Exploring Dynamic Loading of Custom Filters in HBase

Any program that pulls data from a large HBase table containing terabytes of data spread over many nodes will need to put a bit of thought into the retrieval of this data. Failure to do this may mean waiting for and subsequently processing a lot of unnecessary data, to the point where it renders this program (whether a single-threaded client or a MapReduce job) useless. HBase’s Scan API helps in this aspect. It configures the parameters of the data retrieval, including the columns to include, start and stop rows and batch sizing.
 
The Scan can also include a filter which can be the most impactful
way to improve performance of scans of an HBase table. This filter is applied to a table and screens out unwanted rows from being included in a result set. A well-designed filter is performant and minimizes the data scanned and returned to the client. There are many useful Filters that come standard with Hbase, but sometimes the best solution is to use a custom Filter tuned to your HTable's schema.

Before your custom filter can be used, it will have to compiled, packaged in a jar, and deployed to all the regionservers. Restarting the HBase cluster is necessary for the regionservers to pick up the code in their classpaths. Therein lies the problem – an HBase restart takes a non-trivial amount of time (although rolling restarts mitigate that somewhat) and the downtime is significant with a cluster as big as Flurry's.

This is where dynamic filters come in. The word 'dynamic' refers to the on-demand loading of these custom filters, just like loading external modules at runtime in a typical application server or web server. In this post, we will explore an approach that makes this possible in the cluster.

How It Works Now
Before we dive into the workings of dynamically loading filters, let's see how regular custom filters work.

Assuming the custom filter has already been deployed to a jar in the regionservers’
classpath, the client can simply use the filter, e.g. in a full table scan, like this

This filter will have to be pushed to the regionservers to be run server-side. The sequence of how the custom filter gets replicated on the regionservers is as follows:

  1. The client serializes the Filter class name and its state into a byte stream by calling the CustomFilter's write(DataOutput) method.
  2. The client directs the byte array to the regionservers that will be part of the scan.
  3. Server-side, the RegionScanner re-creates the Scan, including the filter, using the byte stream. Part of the stream is the filter’s class name, and the default classloader uses this fully qualified name to load the class using Class.forName().
  4. The filter is then instantiated using its empty constructor and configured using the rest of the filter byte array (using the filter's readFields(DataInput) method (see org.apache.hadoop.hbase.client.Scan for details).
  5. The filter is then applied as a predicate on each row.

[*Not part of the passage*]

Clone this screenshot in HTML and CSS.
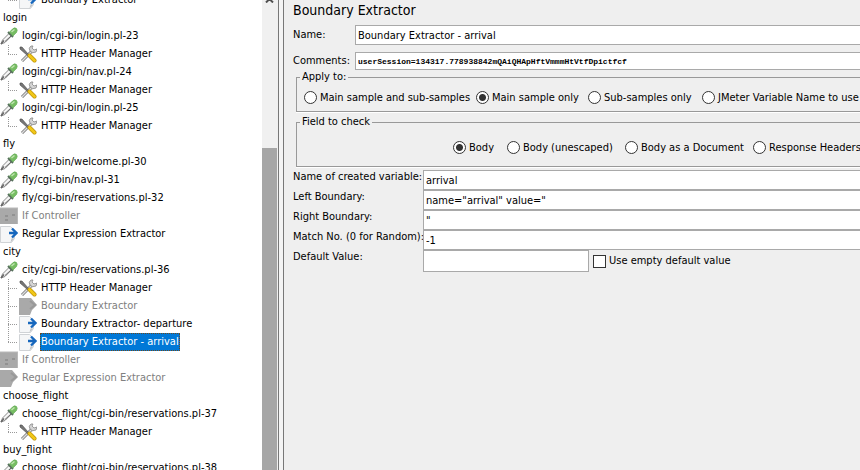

(1) myfilter.jar containing our custom filter resides locally in the regionservers' classpath
(2) the custom filter is instantiated using the default Classloader

Once deployed, this definition of our custom filter is static. We can make an ad hoc query using the combination of filters, but if we need to add, extend or replace a custom filter, it has to be added to the regionserver’s classpath and we have to wait for its next restart before those filters can be used.

There is a faster way.

Dynamic Loading
A key takeaway from the previous section is that Filters are Writables – they are instantiated using the name of the class and then configured by a stream of bytes that the Filter understands. This makes the filter configuration highly customizable and we can use this flexibility to our advantage.

Rather than create a regular Filter, we introduce a ProxyFilter which acts as the extension point through which we can load our custom Filters on demand. During runtime, it will load the custom class filter itself.

Let’s look at some example code. To start with, there is just a small change we have to make on the client; the ProxyFilter now wraps the Filter or FilterList we want to use in our scan.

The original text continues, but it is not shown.